Still, the tribe’s application was opposed by MGM Resorts, which is building a casino at the National Harbor outside the nation’s capital in Maryland.

The Pamunkey’s 1,200-acre reservation is about 25 miles east of Richmond on the Pamunkey River in rural King William County. A California-based group that has supported gambling limits in that state also opposed the application. In the United States, there are 493 Indian casinos and 1,262 commercial casinos. The recognition was also opposed by the Virginia Petroleum and Grocery Association, which expressed concerns about the tribe selling gas and cigarettes tax free to non-tribal members.

Nationwide, there are 566 federal recognized tribes and hundreds more want to join their ranks, including 14 others in Virginia. Since 1978, the government has recognized 17 tribes and rejected petitions from 34 other groups. Receiving recognition is a years-long process.
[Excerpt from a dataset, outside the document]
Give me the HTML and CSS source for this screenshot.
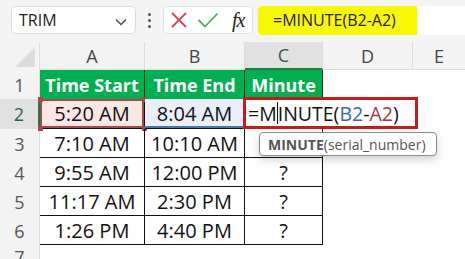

The Interior Department said the Pamunkey provided one of the most well-documented petitions ever and easily satisfied its requirements. Gray said the tribe began its petition about 20 years ago.

Several members of the Congressional Black Caucus opposed recognition because they said the tribe had a history of banning interracial marriages with blacks, which MGM also pointed to in its opposition. The tribe has said the ban was repealed in 2012 — two years after the tribe had submitted materials to the Interior Department seeking recognition. The Interior Department first said the Pamunkey met its requirements for recognition in January 2014 and a final decision was expected in March, but that was delayed after public opposition arose.

Pamunkey Chief Kevin Brown told the CBC in a letter that the intermarriage ban was rooted in Virginia’s culture of racism, where “Racial intermixture was raised repeatedly as a rationale to divest us of our reservation and our Indian status.”

Virginia’s 1924 Racial Integrity Act made it illegal for decades for whites and non-whites to marry, and the registrar of the state’s Bureau of Vital Statistics, Dr. Walter Plecker, launched an aggressive campaign at the time to prevent what he called the “mongrelization” of the white “master race” by what he called “pseudo-Indians.”

Plecker believed Indians wanted to ‘escape Negro status’ in order to attend white schools and marry whites. Plecker ordered that Indians be classified as “colored” on birth and marriage certificates and threatened doctors and midwives with jail for noncompliance.

In documents released Thursday, the Interior Department wrote that the Indian Civil Rights Act only applies to federally recognized tribes, and thus the intermarriage ban wasn’t applicable to the Pamunkey at the time of its application. It also notes that the department examines applications in light of historical context.

Gray said the tribe never doubted it would be recognized, despite the opposition.

“We knew the rules and what the decision making was based on by the federal guidelines, and we knew that those issues were distractions,” he said.

The Pamunkey is already recognized by Virginia’s government, and each Thanksgiving in an oft-photographed ceremony the tribe’s chief visits the governor of Virginia in a tribute ceremony. The ceremony recalls a treaty signed in 1677 between the colony’s governor and several Indian leaders, including the Pamunkey.

The tribe was considered the most powerful in the Powhatan Paramount Chiefdom, which greeted the English settlers at Jamestown, and claims Pocahontas among its lineage.

U.S. Sen. Tim Kaine, D-Virginia, said in a statement that recognition, beyond its federal benefits, honors the tribe’s identity.

“The Pamunkey are the first Virginia Indian tribe to receive federal recognition, over 400 years after making contact with the first European settlers. Despite the integral role the tribes played in American history and the unique cultures they have continued to maintain for thousands of years, they have faced barriers to recognition due to extraordinary circumstances out of their control,” Kaine said. “Today’s announcement is an important step toward righting this historical wrong.”

He said he hoped the development would spur “long-overdue recognition” for six other Virginia tribes.